If $\lim \inf_{n \to +\infty}b_n=+\infty$, it can be proved the result. Suppose $\lim \inf_{n \to +\infty}b_n=b$. Let $t<ab$, We have to show $t<a_{n}b_{n}<ab$ except for finite terms. We have $\frac{t}{a}<b$. Using definition of limit infimum it can be proved $\frac{t}{a}<b_n<b$ for all $n\geq N$ for some $N\in \mathbb{N}$. I don't know how to proceed further.

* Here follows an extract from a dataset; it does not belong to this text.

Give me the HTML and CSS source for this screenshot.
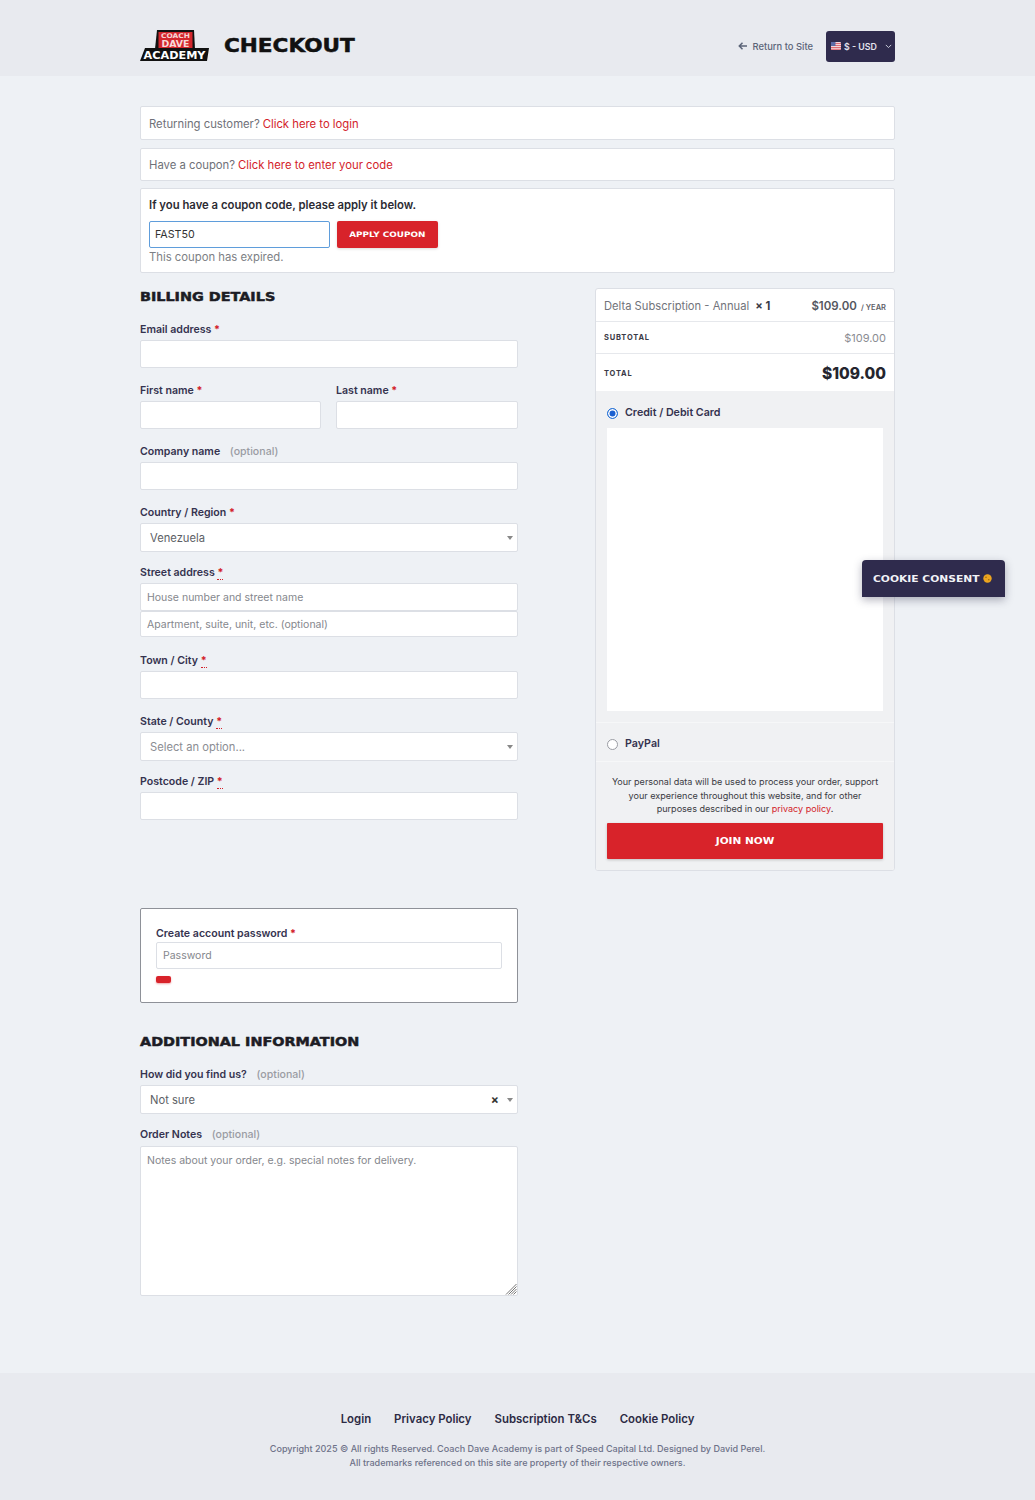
FILE: index.html
```html
<!DOCTYPE html>
<html lang="en">
<head>
<meta charset="utf-8">
<title>Checkout</title>
<link rel="stylesheet" href="styles.css">
</head>
<body>
<header class="topbar">
  <div class="wrap topbar-inner">
    <div class="brand">
      <svg class="logo" width="69" height="32" viewBox="0 0 69 32">
        <polygon points="17,0 54,0 55,19 15,19" fill="#111"/>
        <rect x="18.500" y="2" width="34" height="16" fill="#d3272d"/>
        <text x="35.500" y="8.300" class="logo-small" textLength="29" lengthAdjust="spacingAndGlyphs">COACH</text>
        <text x="35.500" y="16.800" class="logo-mid" textLength="28" lengthAdjust="spacingAndGlyphs">DAVE</text>
        <polygon points="5,18 69,18 67,31 0,31" fill="#111"/>
        <text x="34.500" y="28.800" class="logo-big" textLength="62" lengthAdjust="spacingAndGlyphs">ACADEMY</text>
      </svg>
      <h1 class="page-title"><span>CHECKOUT</span></h1>
    </div>
    <div class="top-actions">
      <a class="return-link">
        <svg width="10" height="10" viewBox="0 0 10 10"><path d="M9 5H1.500M4.500 1.800 1.300 5l3.200 3.200" fill="none" stroke="#5b6478" stroke-width="1.500"/></svg>
        Return to Site
      </a>
      <div class="currency">
        <svg class="flag" width="10" height="8" viewBox="0 0 10 8"><rect width="10" height="8" rx="1" fill="#f3d6da"/><path d="M0 1.500h10M0 3.500h10M0 5.500h10M0 7.300h10" stroke="#d9606b" stroke-width=".9"/><rect width="4.500" height="4" fill="#5a6aa5"/></svg>
        <span>$ - USD</span>
        <svg class="chev" width="7" height="5" viewBox="0 0 7 5"><path d="M.8.9 3.500 3.600 6.200.9" fill="none" stroke="#c9cbd8" stroke-width="1"/></svg>
      </div>
    </div>
  </div>
</header>

<main class="wrap main">
  <div class="notice notice-a">Returning customer? <a class="red">Click here to login</a></div>
  <div class="notice notice-b">Have a coupon? <a class="red">Click here to enter your code</a></div>
  <div class="coupon">
    <p class="coupon-title">If you have a coupon code, please apply it below.</p>
    <div class="coupon-row">
      <div class="coupon-input">FAST50</div>
      <div class="btn-coupon"><span>APPLY COUPON</span></div>
    </div>
    <p class="coupon-msg">This coupon has expired.</p>
  </div>

  <div class="columns">
    <section class="left">
      <h2 class="section-title billing"><span>BILLING DETAILS</span></h2>

      <div class="field">
        <label class="lbl">Email address <b class="req">*</b></label>
        <div class="input"></div>
      </div>
      <div class="field two">
        <div class="cell-a">
          <label class="lbl">First name <b class="req">*</b></label>
          <div class="input"></div>
        </div>
        <div class="cell-b">
          <label class="lbl">Last name <b class="req">*</b></label>
          <div class="input"></div>
        </div>
      </div>
      <div class="field">
        <label class="lbl">Company name <span class="opt">(optional)</span></label>
        <div class="input"></div>
      </div>
      <div class="field field-tight">
        <label class="lbl">Country / Region <b class="req">*</b></label>
        <div class="select"><span>Venezuela</span><i class="caret"></i></div>
      </div>
      <div class="field field-street">
        <label class="lbl">Street address <abbr class="req">*</abbr></label>
        <div class="input ph street-1">House number and street name</div>
        <div class="input ph street-2">Apartment, suite, unit, etc. (optional)</div>
      </div>
      <div class="field">
        <label class="lbl">Town / City <abbr class="req">*</abbr></label>
        <div class="input"></div>
      </div>
      <div class="field field-tight">
        <label class="lbl">State / County <abbr class="req">*</abbr></label>
        <div class="select muted"><span>Select an option...</span><i class="caret"></i></div>
      </div>
      <div class="field field-post">
        <label class="lbl">Postcode / ZIP <abbr class="req">*</abbr></label>
        <div class="input"></div>
      </div>

      <div class="password-box">
        <label class="lbl">Create account password <b class="req">*</b></label>
        <div class="input ph pw">Password</div>
        <div class="meter"></div>
      </div>

      <h2 class="section-title additional"><span>ADDITIONAL INFORMATION</span></h2>
      <div class="field field-tight">
        <label class="lbl">How did you find us? <span class="opt">(optional)</span></label>
        <div class="select"><span>Not sure</span><em class="clear">×</em><i class="caret"></i></div>
      </div>
      <div class="field field-notes">
        <label class="lbl">Order Notes <span class="opt">(optional)</span></label>
        <div class="textarea ph">Notes about your order, e.g. special notes for delivery.
          <svg class="grip" width="12" height="12" viewBox="0 0 12 12"><path d="M11.500 1 1 11.500M11.500 3.500 3.500 11.500M11.500 6 6 11.500M11.500 8.500 8.500 11.500" stroke="#777" stroke-width="1"/></svg>
        </div>
      </div>
    </section>

    <aside class="order">
      <div class="row row-item">
        <span class="item-name">Delta Subscription - Annual <b class="qty">× 1</b></span>
        <span class="item-price"><b>$109.00</b> <small>/ YEAR</small></span>
      </div>
      <div class="row row-sub">
        <span class="row-label">SUBTOTAL</span>
        <span class="sub-price">$109.00</span>
      </div>
      <div class="row row-total">
        <span class="row-label">TOTAL</span>
        <strong class="total-price">$109.00</strong>
      </div>
      <div class="payment">
        <div class="pay-method">
          <label class="pay-label"><span class="radio on"></span>Credit / Debit Card</label>
          <div class="card-frame"></div>
        </div>
        <div class="pay-method pay-paypal">
          <label class="pay-label"><span class="radio"></span>PayPal</label>
        </div>
        <div class="place">
          <p class="privacy">Your personal data will be used to process your order, support your experience throughout this website, and for other purposes described in our <a class="red">privacy policy</a>.</p>
          <div class="btn-join"><span>JOIN NOW</span></div>
        </div>
      </div>
    </aside>
  </div>
</main>

<footer class="footer">
  <nav class="foot-nav">
    <a>Login</a><a>Privacy Policy</a><a>Subscription T&amp;Cs</a><a>Cookie Policy</a>
  </nav>
  <p class="copy">Copyright 2025 © All rights Reserved. Coach Dave Academy is part of Speed Capital Ltd. Designed by David Perel.<br>All trademarks referenced on this site are property of their respective owners.</p>
</footer>

<div class="cookie"><span class="cookie-text">COOKIE CONSENT</span><svg width="9" height="9" viewBox="0 0 9 9"><circle cx="4.500" cy="4.500" r="4.200" fill="#eda51f"/><circle cx="3" cy="3.200" r=".8" fill="#9c6a12"/><circle cx="5.800" cy="5.800" r=".8" fill="#9c6a12"/></svg></div>
</body>
</html>
```
FILE: styles.css
```css
* { box-sizing: border-box; }
html, body { margin: 0; padding: 0; }
body {
  position: relative;
  height: 1500px;
  overflow: hidden;
  background: #eef1f5;
  font-family: Inter, "Noto Sans", sans-serif;
  color: #2f2d4a;
}
p, h1, h2 { margin: 0; }
.wrap { width: 755px; margin-left: 140px; }
.topbar { height: 76px; background: #e8eaef; }
.topbar-inner { display: flex; justify-content: space-between; align-items: center; height: 76px; padding-top: 16px; }
.brand { display: flex; align-items: center; gap: 15px; }
.logo { display: block; margin-top: 0; }
.logo text { font-family: "DejaVu Sans", sans-serif; font-weight: 700; text-anchor: middle; }
.logo-small { font-size: 6.500px; fill: #f7d5d5; }
.logo-mid { font-size: 8px; fill: #f8dada; }
.logo-big { font-size: 10.200px; fill: #fff; }
.page-title { font-family: "DejaVu Sans", sans-serif; font-size: 19px; font-weight: 700; color: #111; line-height: 24px; width: 132px; white-space: nowrap; margin-top: -2px; }
.page-title span { display: inline-block; transform: scaleX(1.135); transform-origin: left; -webkit-text-stroke: .5px #111; }
.top-actions { display: flex; align-items: center; gap: 13px; }
.return-link { display: flex; align-items: center; gap: 5px; font-size: 9.400px; font-weight: 500; color: #5b6478; }
.currency { width: 69px; height: 31px; background: #2f2b4d; border-radius: 3px; display: flex; align-items: center; padding: 0 3px 0 5px; color: #e4e4ee; font-size: 8.800px; font-weight: 600; }
.flag { margin-right: 3px; }
.chev { margin-left: auto; }

.main { padding-top: 30px; }
.red { color: #d3222a; }
.notice { background: #fff; border: 1px solid #dcdfe5; border-radius: 2px; padding: 0 8px; font-size: 11.300px; color: #6f7178; display: flex; align-items: center; gap: 3px; }
.notice-a { height: 34px; margin-bottom: 8px; padding-top: 1px; }
.notice-b { height: 33px; margin-bottom: 7px; }
.coupon { height: 85px; background: #fff; border: 1px solid #dcdfe5; border-radius: 2px; padding: 9px 8px 0; }
.coupon-title { font-size: 11.300px; font-weight: 600; color: #2b2b33; line-height: 15px; }
.coupon-row { display: flex; gap: 7px; margin-top: 8px; }
.coupon-input { width: 181px; height: 27px; border: 1px solid #5f9ddb; border-radius: 2px; font-size: 10.700px; color: #333; display: flex; align-items: center; padding-left: 5px; }
.btn-coupon { width: 101px; height: 27px; background: #d8232a; border-radius: 2px; color: #fff; font-family: "DejaVu Sans", sans-serif; font-size: 7.500px; font-weight: 700; display: flex; align-items: center; justify-content: center; box-shadow: 0 1px 3px rgba(0,0,0,.15); }
.btn-coupon span { display: inline-block; transform: scaleX(1.18); white-space: nowrap; }
.coupon-msg { font-size: 11.300px; color: #7d7f85; line-height: 15px; margin-top: 2px; }

.columns { display: flex; justify-content: space-between; align-items: flex-start; margin-top: 15px; }
.left { width: 378px; }
.section-title { font-family: "DejaVu Sans", sans-serif; font-size: 12.500px; font-weight: 700; color: #1c1c24; line-height: 18px; -webkit-text-stroke: .5px #1c1c24; white-space: nowrap; }
.section-title span { display: inline-block; transform: scaleX(1.15); transform-origin: left; }
.billing { margin-bottom: 17px; }
.additional { margin: 30px 0 17px; }
.field { margin-bottom: 16px; }
.field-tight { margin-bottom: 14px; }
.lbl { display: block; font-size: 10.600px; font-weight: 600; color: #35334f; line-height: 14px; margin-bottom: 3px; }
.req { color: #d3222a; font-weight: 700; text-decoration: none; }
abbr.req { border-bottom: 1px dotted #d3222a; }
.opt { color: #9a9ca3; font-weight: 500; margin-left: 7px; }
.two { display: flex; gap: 15px; }
.cell-a { width: 181px; }
.cell-b { flex: 1; }
.input { height: 28px; background: #fff; border: 1px solid #dcdfe5; border-radius: 2px; }
.ph { color: #85878d; font-size: 10.500px; display: flex; align-items: center; padding-left: 6px; }
.field-street { margin-bottom: 17px; }
.street-1 { height: 28px; }
.street-2 { height: 26px; }
.select { position: relative; height: 29px; background: #fff; border: 1px solid #dcdfe5; border-radius: 2px; font-size: 11.200px; color: #5d5f66; display: flex; align-items: center; padding-left: 9px; }
.select.muted { color: #8b8d93; }
.field-post { margin-bottom: 88px; }
.caret { position: absolute; right: 4px; top: 12px; width: 0; height: 0; border-left: 3.500px solid transparent; border-right: 3.500px solid transparent; border-top: 4px solid #888; }
.clear { position: absolute; right: 18px; top: 6px; font-style: normal; font-weight: 700; font-size: 12px; line-height: 16px; color: #333; }
.password-box { height: 95px; background: #fff; border: 1px solid #8e9198; border-radius: 2px; padding: 18px 15px 0; }
.password-box .lbl { margin-bottom: 1px; }
.pw { height: 27px; }
.meter { width: 15px; height: 7px; margin-top: 7px; background: #d8232a; border-radius: 2px; box-shadow: 0 1px 2px rgba(216,35,42,.4); }
.field-notes .lbl { margin-bottom: 4px; }
.textarea { position: relative; height: 150px; background: #fff; border: 1px solid #dcdfe5; border-radius: 2px; padding-top: 6px; line-height: 15px; display: block; }
.grip { position: absolute; right: 0; bottom: 0; }

.order { width: 300px; background: #fff; border: 1px solid #dcdfe5; border-radius: 3px; overflow: hidden; }
.row { display: flex; justify-content: space-between; align-items: center; padding: 0 8px 0 8px; border-bottom: 1px solid #e6e8ec; }
.row-item { height: 33px; font-size: 11.200px; color: #71737a; padding-top: 1px; }
.qty { color: #3a3a46; margin-left: 3px; }
.item-price b { color: #54565e; font-weight: 600; font-size: 11.500px; }
.item-price small { font-size: 7.500px; font-weight: 600; color: #5e6068; margin-left: 1px; }
.row-sub { height: 32px; }
.row-label { font-size: 7.500px; font-weight: 700; letter-spacing: .8px; color: #3a3a46; }
.sub-price { font-size: 11px; color: #8a8c92; }
.row-total { height: 37px; border-bottom: 0; padding-top: 1px; }
.total-price { font-size: 15.500px; font-weight: 800; color: #25252e; }
.payment { background: #f0f1f3; padding: 0; height: 479px; }
.pay-method { padding: 15px 11px 11px; border-bottom: 1px solid #f6f7f8; }
.pay-label { display: flex; align-items: center; gap: 7px; font-size: 10.700px; font-weight: 600; color: #35334f; line-height: 14px; }
.radio { width: 11px; height: 11px; border: 1px solid #9a9ca3; border-radius: 50%; background: #fff; flex: none; margin-top: 1px; }
.radio.on { border: 1px solid #2a75d6; background: #1a5fd0; box-shadow: inset 0 0 0 1.500px #fff; }
.card-frame { height: 283px; background: #fff; margin-top: 8px; }
.pay-paypal { padding: 14px 11px 11px; height: 39px; }
.place { padding: 13px 11px 0; }
.privacy { font-size: 9.050px; line-height: 13.500px; text-align: center; color: #3a3a42; padding: 0 4px; }
.btn-join { height: 36px; margin-top: 7px; background: #d8232a; border-radius: 1px; color: #fff; font-family: "DejaVu Sans", sans-serif; font-weight: 700; font-size: 9px; display: flex; align-items: center; justify-content: center; box-shadow: 0 1px 3px rgba(0,0,0,.2); }
.btn-join span { display: inline-block; transform: scaleX(1.17); white-space: nowrap; }

.footer { position: absolute; left: 0; right: 0; top: 1373px; height: 127px; background: #e8eaef; padding-top: 38px; text-align: center; }
.foot-nav { display: flex; justify-content: center; gap: 23px; font-size: 11.400px; font-weight: 600; color: #2c2a44; line-height: 16px; }
.copy { font-size: 9.050px; font-weight: 500; line-height: 14.300px; color: #6e7289; margin-top: 15px; }

.cookie { position: absolute; left: 862px; top: 560px; width: 143px; height: 37px; background: #2f2b4d; border-radius: 4px 4px 0 0; display: flex; align-items: center; padding-left: 11px; box-shadow: 0 3px 8px rgba(40,40,70,.35); color: #f2f2f6; }
.cookie-text { display: block; width: 110px; font-family: "DejaVu Sans", sans-serif; font-size: 9.200px; font-weight: 700; white-space: nowrap; transform: scaleX(1.165); transform-origin: left; }
```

Similarly if we take $ab<s$, it can be proved $b<b_n<\frac{s}{a}$ for infinitely many $n$. But I am stuck here.

Answer 1

There is some subsequence $(b_{n_k})_{k\in\Bbb N}$ of $(b_n)_{n\in\Bbb N}$ such that $\lim_{k\to\infty}b_{n_k}=b$. Therefore, $\lim_{k\to\infty}a_{n_k}b_{n_k}=ab$, and so $\liminf_n(a_nb_n)\leqslant ab$.

Suppose that $\liminf_n(a_nb_n)=s<ab$. Then there is a subsequence $(a_{n_k}b_{n_k})_{k\in\Bbb N}$ of $(a_nb_n)_{n\in\Bbb N}$ such that $\lim_{k\to\infty}a_{n_k}b_{n_k}=s$. But $\lim_{k\to\infty}a_{n_k}=a$. So,$$\lim_{k\to\infty}b_{n_k}=\frac sa<\frac{ab}a=b,$$which is impossible, since $b=\liminf_nb_n$.